- **EXERCISE DETAILS**
List, from the lines below, each one with "React" in it.

- **MATERIAL PROVIDED**
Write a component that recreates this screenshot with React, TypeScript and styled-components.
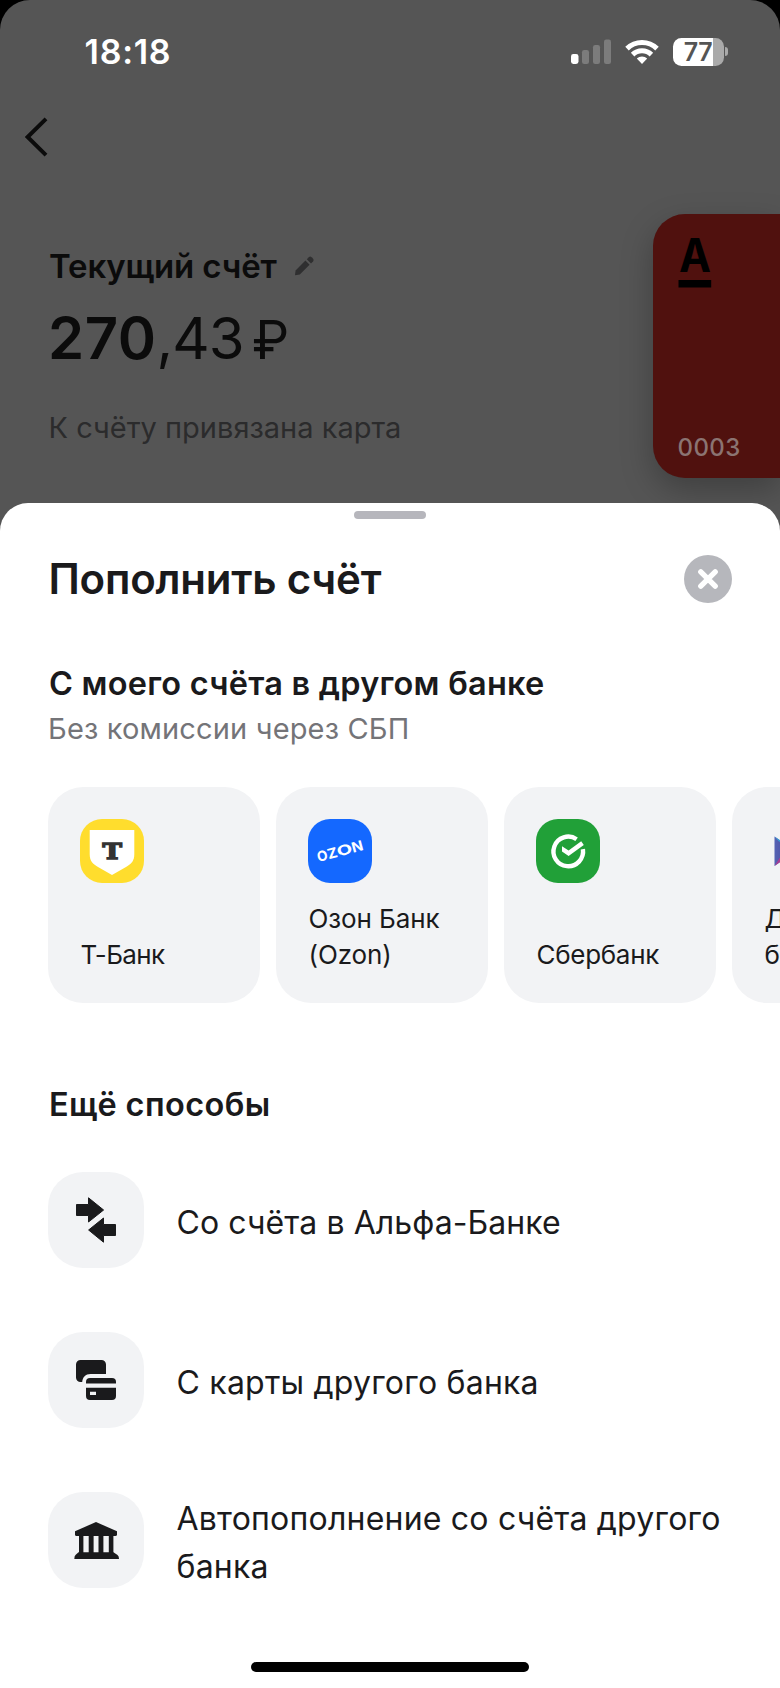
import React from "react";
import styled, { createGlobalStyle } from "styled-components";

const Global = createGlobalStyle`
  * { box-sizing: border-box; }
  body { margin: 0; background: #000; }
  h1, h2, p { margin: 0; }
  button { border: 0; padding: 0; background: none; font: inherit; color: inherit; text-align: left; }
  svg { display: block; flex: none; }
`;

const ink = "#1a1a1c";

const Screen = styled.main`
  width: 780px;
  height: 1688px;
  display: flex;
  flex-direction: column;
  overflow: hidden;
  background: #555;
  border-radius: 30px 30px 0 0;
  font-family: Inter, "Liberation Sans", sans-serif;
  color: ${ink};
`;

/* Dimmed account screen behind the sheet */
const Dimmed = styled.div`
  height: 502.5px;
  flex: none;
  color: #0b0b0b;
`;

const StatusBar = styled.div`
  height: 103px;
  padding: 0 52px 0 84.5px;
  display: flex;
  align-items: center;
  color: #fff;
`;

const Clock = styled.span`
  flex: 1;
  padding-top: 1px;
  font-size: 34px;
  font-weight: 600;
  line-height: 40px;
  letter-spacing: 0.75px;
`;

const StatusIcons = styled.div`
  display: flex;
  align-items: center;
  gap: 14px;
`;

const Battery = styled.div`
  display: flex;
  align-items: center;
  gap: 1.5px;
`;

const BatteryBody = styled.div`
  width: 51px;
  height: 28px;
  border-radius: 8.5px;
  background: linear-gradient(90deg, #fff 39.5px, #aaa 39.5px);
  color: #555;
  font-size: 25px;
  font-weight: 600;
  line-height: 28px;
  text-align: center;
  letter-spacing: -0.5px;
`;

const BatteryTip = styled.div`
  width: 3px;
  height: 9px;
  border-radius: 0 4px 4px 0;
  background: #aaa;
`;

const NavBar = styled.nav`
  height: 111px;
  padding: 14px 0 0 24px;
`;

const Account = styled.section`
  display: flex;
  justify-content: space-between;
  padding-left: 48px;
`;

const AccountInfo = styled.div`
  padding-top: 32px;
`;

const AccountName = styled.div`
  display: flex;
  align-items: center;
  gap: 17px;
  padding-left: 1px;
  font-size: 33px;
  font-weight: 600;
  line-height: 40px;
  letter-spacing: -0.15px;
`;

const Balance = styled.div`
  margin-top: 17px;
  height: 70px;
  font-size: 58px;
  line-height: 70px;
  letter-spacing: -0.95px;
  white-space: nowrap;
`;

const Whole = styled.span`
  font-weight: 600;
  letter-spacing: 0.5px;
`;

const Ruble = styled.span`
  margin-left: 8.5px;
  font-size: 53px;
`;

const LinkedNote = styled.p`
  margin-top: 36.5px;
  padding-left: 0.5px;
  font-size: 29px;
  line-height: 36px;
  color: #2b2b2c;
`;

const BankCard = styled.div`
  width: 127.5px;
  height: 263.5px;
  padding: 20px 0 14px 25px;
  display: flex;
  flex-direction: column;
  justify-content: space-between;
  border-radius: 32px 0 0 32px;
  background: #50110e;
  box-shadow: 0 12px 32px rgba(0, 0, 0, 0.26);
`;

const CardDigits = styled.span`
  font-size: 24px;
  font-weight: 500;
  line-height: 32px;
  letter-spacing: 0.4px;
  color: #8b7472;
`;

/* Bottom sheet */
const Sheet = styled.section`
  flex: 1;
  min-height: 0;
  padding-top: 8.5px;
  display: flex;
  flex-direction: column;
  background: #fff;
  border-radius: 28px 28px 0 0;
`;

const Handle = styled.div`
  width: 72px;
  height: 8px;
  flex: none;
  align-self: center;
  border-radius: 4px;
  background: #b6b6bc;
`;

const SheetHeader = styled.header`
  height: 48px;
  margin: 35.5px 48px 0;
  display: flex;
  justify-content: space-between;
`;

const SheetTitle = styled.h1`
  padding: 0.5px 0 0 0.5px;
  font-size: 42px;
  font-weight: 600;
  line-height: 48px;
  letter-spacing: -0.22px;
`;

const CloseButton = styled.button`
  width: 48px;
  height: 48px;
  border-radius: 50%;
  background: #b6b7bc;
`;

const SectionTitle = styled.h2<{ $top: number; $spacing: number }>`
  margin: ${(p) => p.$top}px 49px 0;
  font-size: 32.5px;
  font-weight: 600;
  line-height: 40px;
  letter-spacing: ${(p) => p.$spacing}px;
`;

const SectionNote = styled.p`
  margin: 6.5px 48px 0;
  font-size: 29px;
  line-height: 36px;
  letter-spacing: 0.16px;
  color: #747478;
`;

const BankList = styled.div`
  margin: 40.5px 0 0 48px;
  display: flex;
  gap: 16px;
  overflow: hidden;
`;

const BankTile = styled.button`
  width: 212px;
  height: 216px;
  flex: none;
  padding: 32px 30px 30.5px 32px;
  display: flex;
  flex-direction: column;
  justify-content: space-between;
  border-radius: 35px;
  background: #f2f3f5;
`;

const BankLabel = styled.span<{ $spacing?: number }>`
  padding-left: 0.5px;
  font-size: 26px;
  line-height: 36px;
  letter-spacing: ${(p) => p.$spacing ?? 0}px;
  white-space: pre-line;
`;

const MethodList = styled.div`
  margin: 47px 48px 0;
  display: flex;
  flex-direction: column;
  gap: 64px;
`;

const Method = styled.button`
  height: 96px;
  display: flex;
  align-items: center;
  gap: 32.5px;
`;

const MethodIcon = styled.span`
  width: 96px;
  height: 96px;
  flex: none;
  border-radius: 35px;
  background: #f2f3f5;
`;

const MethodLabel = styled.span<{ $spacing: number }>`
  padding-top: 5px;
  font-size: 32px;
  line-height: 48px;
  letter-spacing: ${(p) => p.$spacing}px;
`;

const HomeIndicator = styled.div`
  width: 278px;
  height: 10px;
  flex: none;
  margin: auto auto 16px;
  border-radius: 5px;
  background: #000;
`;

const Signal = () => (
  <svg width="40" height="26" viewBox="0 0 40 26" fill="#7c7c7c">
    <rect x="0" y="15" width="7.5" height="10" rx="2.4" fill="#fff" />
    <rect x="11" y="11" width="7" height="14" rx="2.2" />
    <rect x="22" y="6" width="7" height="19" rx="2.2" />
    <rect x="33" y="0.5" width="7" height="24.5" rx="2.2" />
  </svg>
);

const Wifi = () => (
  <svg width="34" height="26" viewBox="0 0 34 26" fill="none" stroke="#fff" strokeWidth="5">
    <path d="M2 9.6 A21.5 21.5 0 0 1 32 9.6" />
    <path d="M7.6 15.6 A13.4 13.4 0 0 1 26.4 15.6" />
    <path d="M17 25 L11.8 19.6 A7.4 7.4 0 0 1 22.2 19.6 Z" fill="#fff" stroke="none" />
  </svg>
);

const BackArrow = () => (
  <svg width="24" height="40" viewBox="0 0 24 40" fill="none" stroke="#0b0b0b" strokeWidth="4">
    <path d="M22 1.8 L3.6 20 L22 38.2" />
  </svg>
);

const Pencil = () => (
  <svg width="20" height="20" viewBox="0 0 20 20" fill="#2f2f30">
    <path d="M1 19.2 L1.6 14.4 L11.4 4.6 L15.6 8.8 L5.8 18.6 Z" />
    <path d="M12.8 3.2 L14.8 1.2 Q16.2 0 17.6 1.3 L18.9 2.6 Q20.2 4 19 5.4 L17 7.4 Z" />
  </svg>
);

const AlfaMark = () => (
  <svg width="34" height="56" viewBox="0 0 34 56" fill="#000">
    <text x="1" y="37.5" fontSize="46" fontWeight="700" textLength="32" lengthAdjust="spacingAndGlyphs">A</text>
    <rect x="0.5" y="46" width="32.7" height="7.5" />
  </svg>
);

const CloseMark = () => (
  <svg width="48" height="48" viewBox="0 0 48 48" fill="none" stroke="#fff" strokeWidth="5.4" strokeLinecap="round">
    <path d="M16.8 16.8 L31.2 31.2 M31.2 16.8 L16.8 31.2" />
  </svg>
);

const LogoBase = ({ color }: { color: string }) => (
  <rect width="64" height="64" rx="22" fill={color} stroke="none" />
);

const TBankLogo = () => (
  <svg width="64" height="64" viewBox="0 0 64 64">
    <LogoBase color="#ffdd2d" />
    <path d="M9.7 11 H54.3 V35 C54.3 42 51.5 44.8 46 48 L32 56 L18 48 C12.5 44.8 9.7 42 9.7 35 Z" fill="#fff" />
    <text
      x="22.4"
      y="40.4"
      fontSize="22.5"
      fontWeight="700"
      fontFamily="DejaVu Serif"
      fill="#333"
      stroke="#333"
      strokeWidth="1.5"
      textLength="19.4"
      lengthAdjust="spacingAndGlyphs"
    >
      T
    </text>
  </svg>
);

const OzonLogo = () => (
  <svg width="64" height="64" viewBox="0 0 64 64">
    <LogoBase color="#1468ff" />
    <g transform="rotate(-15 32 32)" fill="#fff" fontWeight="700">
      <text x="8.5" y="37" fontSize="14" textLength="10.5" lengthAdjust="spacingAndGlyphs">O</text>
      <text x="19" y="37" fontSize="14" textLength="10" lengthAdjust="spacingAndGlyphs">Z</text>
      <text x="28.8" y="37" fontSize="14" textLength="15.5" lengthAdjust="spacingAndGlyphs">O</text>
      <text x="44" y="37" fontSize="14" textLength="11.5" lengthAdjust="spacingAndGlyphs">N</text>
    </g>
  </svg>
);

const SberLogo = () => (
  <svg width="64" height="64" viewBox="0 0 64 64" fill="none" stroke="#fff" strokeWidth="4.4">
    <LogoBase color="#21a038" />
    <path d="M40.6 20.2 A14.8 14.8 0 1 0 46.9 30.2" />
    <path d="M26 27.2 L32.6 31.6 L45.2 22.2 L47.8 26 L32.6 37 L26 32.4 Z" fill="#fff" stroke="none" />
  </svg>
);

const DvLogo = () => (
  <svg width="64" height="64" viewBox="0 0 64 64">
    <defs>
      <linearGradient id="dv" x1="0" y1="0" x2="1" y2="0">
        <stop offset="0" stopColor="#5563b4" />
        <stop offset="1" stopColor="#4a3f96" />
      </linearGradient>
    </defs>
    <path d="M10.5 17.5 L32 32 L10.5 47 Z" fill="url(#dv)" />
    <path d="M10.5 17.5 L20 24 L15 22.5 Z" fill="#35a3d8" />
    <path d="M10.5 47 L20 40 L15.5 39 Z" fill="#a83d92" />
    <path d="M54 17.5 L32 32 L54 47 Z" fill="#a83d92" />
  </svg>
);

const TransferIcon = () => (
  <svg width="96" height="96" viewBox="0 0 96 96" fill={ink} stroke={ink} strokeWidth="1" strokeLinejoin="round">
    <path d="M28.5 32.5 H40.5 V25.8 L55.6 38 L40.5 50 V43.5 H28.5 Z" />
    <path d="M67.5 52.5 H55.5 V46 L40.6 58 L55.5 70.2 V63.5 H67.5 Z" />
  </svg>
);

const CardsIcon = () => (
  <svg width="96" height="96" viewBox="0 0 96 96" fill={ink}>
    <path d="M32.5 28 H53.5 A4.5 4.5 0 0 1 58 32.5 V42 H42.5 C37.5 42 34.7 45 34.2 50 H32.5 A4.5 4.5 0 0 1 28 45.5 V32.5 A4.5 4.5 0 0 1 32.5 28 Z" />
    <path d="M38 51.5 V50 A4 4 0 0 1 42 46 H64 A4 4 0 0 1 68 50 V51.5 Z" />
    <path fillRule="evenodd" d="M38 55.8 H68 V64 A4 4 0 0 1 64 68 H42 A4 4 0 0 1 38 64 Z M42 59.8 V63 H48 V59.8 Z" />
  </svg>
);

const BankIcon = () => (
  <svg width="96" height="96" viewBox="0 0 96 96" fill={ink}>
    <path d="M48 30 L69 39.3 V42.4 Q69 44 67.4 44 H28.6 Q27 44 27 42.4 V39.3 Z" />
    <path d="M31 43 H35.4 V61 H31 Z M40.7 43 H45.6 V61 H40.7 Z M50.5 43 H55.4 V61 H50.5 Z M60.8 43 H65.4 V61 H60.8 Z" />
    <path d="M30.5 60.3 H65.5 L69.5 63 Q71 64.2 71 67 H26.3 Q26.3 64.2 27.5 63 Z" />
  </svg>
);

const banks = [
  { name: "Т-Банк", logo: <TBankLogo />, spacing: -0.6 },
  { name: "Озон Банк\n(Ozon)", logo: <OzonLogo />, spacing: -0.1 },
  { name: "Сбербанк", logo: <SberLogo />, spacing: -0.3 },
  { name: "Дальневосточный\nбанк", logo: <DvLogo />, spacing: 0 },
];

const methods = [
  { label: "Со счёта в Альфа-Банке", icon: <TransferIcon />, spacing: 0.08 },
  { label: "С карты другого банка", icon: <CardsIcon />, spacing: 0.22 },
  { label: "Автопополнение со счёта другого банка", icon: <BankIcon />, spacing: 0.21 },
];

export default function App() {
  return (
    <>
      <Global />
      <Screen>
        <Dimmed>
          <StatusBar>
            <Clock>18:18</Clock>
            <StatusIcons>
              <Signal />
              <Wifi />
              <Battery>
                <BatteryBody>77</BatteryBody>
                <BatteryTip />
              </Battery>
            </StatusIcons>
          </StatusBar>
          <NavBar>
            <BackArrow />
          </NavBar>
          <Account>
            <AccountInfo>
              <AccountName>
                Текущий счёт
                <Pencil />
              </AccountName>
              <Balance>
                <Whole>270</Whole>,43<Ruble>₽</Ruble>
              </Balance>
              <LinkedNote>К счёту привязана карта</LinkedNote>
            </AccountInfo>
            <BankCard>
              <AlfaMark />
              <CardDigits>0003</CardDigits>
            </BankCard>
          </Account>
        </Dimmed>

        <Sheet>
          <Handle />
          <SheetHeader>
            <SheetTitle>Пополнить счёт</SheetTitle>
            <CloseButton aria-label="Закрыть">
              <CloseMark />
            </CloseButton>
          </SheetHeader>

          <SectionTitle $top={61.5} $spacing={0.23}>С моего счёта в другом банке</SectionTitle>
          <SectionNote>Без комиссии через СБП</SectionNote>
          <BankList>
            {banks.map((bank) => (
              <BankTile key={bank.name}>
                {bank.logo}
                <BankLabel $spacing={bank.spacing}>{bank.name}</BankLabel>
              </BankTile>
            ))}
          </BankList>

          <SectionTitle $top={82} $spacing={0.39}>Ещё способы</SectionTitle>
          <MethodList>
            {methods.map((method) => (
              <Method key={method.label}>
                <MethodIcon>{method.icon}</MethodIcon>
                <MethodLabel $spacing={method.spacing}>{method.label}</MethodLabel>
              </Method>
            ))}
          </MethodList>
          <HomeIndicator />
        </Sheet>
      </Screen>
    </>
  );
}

- **WRITTEN SOLUTION**
Write a component that recreates this screenshot with React, TypeScript and styled-components.
import React from "react";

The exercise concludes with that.